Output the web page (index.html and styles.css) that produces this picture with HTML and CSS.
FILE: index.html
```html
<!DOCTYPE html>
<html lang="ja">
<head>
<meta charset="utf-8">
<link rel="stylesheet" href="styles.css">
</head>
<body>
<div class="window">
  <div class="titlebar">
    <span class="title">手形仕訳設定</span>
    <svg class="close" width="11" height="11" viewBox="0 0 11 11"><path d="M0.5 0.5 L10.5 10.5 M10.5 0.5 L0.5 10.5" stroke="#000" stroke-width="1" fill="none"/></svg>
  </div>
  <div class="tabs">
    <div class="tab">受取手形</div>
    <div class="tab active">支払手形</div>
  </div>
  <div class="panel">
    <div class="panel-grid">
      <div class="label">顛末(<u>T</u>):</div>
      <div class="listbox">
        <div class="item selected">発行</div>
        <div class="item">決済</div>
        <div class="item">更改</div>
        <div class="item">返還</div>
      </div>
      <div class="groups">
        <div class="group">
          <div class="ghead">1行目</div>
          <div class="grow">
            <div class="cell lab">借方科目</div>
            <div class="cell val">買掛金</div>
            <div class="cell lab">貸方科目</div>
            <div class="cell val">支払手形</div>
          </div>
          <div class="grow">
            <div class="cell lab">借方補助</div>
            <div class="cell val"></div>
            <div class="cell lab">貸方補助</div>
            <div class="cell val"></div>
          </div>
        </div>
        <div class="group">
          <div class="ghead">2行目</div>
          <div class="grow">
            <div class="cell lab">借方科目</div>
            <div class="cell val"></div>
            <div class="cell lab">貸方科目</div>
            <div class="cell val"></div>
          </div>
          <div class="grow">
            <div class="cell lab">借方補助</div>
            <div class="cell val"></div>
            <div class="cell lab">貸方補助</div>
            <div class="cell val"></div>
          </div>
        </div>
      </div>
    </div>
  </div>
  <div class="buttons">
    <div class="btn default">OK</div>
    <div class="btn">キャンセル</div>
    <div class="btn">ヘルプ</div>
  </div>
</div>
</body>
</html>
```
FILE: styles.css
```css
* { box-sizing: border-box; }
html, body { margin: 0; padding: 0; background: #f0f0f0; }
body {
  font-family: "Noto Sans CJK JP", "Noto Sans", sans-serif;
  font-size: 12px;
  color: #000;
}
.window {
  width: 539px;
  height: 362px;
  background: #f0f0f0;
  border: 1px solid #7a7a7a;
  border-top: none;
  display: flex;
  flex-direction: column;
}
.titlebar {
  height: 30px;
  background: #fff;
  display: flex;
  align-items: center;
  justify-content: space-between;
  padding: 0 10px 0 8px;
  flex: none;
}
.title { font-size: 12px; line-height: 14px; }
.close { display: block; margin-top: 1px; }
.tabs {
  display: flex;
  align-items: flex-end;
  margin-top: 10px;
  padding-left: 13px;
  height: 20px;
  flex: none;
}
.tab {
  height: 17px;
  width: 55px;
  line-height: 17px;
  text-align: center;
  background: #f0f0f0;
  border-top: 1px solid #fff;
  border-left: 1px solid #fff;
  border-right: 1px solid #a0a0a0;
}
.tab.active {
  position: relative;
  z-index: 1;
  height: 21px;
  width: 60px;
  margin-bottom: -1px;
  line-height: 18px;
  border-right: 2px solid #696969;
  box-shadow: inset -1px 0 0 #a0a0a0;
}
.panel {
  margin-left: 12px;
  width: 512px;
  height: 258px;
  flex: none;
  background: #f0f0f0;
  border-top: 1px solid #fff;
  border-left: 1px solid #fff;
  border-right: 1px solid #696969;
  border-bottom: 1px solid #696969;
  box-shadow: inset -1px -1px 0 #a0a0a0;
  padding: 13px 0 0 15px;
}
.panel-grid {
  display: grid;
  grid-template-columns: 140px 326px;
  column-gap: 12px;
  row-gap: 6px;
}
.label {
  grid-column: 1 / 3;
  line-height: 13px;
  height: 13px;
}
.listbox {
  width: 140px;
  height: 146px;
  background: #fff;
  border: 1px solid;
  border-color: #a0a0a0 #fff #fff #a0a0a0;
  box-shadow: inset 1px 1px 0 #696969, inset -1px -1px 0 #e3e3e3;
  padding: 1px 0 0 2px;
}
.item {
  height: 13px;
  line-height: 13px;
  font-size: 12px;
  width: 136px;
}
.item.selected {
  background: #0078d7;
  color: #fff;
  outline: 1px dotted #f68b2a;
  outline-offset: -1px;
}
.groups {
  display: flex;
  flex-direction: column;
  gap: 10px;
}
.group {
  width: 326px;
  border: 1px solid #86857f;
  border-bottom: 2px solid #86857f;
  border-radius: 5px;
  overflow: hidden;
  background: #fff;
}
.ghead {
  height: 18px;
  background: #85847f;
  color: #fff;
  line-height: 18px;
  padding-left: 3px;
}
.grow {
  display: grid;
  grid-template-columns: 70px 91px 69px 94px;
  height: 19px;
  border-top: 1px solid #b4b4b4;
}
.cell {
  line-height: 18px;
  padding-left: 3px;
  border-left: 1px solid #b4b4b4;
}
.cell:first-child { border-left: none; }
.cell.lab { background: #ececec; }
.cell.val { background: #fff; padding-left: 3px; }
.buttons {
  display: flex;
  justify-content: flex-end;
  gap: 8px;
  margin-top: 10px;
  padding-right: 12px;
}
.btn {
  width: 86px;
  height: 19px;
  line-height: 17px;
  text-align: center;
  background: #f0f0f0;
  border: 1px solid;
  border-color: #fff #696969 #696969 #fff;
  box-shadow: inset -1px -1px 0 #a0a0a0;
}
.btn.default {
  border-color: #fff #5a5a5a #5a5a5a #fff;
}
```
---
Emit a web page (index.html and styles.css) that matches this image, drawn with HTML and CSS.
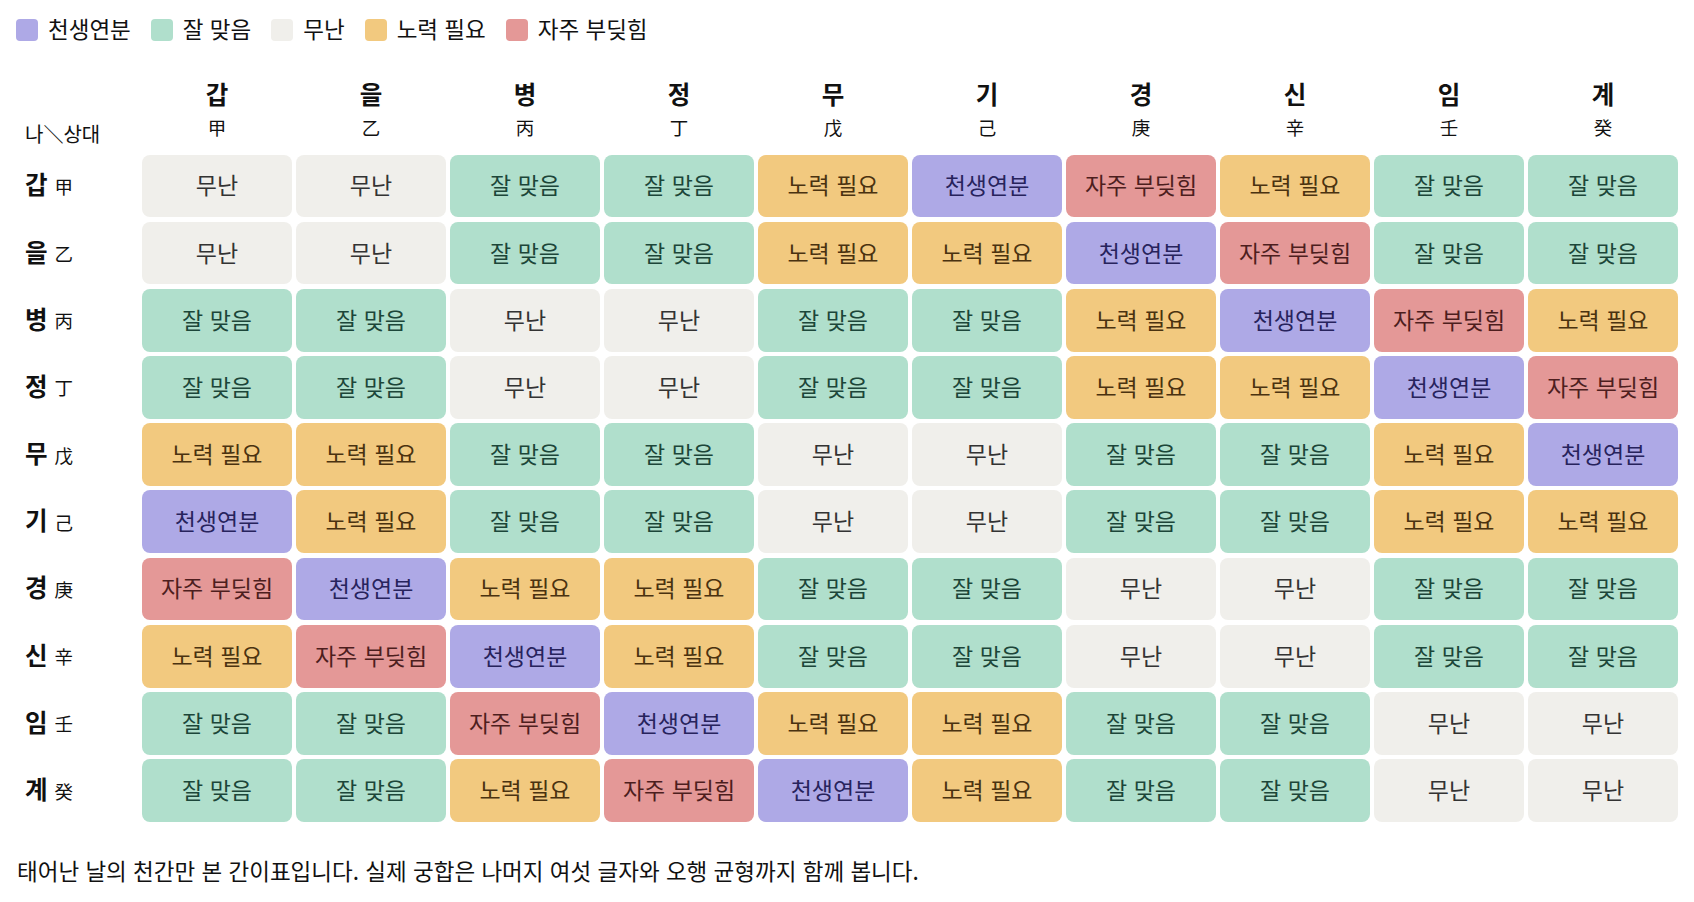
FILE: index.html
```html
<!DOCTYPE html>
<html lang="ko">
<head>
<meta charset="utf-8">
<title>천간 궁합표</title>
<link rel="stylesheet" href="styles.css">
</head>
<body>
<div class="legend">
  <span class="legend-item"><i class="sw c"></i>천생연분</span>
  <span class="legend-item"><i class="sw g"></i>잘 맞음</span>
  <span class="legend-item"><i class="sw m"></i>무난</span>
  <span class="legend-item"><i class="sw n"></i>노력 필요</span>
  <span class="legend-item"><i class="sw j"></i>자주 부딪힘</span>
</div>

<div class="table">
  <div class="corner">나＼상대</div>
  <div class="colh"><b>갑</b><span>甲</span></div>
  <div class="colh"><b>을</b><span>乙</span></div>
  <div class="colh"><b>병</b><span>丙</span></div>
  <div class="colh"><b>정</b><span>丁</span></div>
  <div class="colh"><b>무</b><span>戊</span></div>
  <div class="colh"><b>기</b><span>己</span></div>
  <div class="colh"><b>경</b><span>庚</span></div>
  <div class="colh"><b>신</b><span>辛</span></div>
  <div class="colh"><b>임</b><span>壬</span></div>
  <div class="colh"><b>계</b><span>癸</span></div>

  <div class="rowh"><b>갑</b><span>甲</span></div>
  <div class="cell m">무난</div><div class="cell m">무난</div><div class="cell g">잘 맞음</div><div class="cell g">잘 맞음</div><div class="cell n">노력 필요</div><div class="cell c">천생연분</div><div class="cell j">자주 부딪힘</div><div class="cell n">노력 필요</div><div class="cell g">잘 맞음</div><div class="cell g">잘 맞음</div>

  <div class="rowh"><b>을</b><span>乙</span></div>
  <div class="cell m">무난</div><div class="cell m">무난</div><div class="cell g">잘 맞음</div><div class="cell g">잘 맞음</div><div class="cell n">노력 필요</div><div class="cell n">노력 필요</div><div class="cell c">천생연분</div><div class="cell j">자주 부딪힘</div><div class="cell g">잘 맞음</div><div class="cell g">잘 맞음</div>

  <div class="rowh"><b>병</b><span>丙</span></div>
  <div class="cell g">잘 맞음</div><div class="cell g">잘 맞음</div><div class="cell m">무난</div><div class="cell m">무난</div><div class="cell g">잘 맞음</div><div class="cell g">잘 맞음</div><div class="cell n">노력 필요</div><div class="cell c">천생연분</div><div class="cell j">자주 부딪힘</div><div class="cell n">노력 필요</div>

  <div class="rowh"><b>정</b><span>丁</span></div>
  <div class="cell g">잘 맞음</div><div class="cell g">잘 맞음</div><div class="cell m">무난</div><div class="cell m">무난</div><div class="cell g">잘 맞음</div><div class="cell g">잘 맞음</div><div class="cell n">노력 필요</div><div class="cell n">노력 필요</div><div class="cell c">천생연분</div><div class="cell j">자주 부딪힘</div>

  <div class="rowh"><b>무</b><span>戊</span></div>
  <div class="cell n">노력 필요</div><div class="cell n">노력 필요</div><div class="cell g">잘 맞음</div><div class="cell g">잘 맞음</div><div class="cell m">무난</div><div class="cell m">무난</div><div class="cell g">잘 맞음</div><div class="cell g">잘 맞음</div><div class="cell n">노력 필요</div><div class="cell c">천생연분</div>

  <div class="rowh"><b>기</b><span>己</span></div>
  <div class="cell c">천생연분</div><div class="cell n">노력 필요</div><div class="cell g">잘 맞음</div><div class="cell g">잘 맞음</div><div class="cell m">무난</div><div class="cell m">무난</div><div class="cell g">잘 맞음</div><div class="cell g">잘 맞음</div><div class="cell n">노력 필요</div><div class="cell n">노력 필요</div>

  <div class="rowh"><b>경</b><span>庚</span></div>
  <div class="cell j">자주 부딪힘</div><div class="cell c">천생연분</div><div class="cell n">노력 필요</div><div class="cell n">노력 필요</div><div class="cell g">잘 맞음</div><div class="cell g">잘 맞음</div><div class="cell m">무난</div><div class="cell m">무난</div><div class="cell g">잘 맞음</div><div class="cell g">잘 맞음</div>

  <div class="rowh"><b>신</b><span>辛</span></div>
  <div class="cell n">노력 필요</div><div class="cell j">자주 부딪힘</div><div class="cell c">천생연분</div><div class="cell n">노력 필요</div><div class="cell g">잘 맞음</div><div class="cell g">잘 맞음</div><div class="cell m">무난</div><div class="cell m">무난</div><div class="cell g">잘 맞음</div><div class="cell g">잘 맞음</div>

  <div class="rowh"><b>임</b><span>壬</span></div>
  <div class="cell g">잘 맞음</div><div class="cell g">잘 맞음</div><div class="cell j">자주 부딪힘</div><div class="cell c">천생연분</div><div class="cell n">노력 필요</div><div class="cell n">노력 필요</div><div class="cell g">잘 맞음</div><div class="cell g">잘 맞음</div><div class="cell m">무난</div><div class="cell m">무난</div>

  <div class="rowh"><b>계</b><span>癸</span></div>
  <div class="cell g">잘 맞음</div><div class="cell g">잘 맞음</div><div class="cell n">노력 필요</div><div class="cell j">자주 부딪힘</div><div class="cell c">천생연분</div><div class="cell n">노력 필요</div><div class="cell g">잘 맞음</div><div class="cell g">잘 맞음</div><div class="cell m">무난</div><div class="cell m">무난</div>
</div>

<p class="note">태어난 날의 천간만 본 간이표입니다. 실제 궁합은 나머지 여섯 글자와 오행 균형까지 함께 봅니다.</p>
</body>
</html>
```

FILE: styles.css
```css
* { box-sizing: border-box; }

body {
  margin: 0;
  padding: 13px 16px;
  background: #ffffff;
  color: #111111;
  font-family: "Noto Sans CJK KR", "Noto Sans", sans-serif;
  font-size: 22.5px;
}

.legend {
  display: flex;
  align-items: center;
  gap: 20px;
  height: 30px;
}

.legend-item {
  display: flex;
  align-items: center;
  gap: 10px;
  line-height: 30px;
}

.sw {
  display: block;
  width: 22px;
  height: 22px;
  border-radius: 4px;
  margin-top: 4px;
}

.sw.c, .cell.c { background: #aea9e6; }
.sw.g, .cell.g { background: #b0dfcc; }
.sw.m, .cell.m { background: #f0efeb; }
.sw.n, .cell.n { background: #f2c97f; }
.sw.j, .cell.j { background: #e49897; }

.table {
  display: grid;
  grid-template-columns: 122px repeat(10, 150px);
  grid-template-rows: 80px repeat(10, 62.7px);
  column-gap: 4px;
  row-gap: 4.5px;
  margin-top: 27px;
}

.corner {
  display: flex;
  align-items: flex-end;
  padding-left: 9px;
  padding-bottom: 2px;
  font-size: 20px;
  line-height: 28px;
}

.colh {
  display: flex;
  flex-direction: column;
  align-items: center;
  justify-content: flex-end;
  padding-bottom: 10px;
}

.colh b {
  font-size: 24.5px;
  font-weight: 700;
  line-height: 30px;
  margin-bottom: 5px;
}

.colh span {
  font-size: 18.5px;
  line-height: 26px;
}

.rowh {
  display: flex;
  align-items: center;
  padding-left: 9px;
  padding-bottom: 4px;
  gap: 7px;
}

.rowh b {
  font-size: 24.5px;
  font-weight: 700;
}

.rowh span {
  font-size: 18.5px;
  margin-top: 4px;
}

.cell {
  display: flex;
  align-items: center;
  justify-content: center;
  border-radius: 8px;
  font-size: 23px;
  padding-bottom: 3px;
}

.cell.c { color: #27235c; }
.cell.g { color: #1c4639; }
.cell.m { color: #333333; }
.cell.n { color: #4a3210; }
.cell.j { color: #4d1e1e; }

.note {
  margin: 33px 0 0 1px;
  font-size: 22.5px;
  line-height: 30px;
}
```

DIRECTIONS —
Working from the listing above, pick out every line that has "page" and copy it.

SOLUTION TO THIS EXERCISE —
Output the web page (index.html and styles.css) that produces this picture with HTML and CSS.
Emit a web page (index.html and styles.css) that matches this image, drawn with HTML and CSS.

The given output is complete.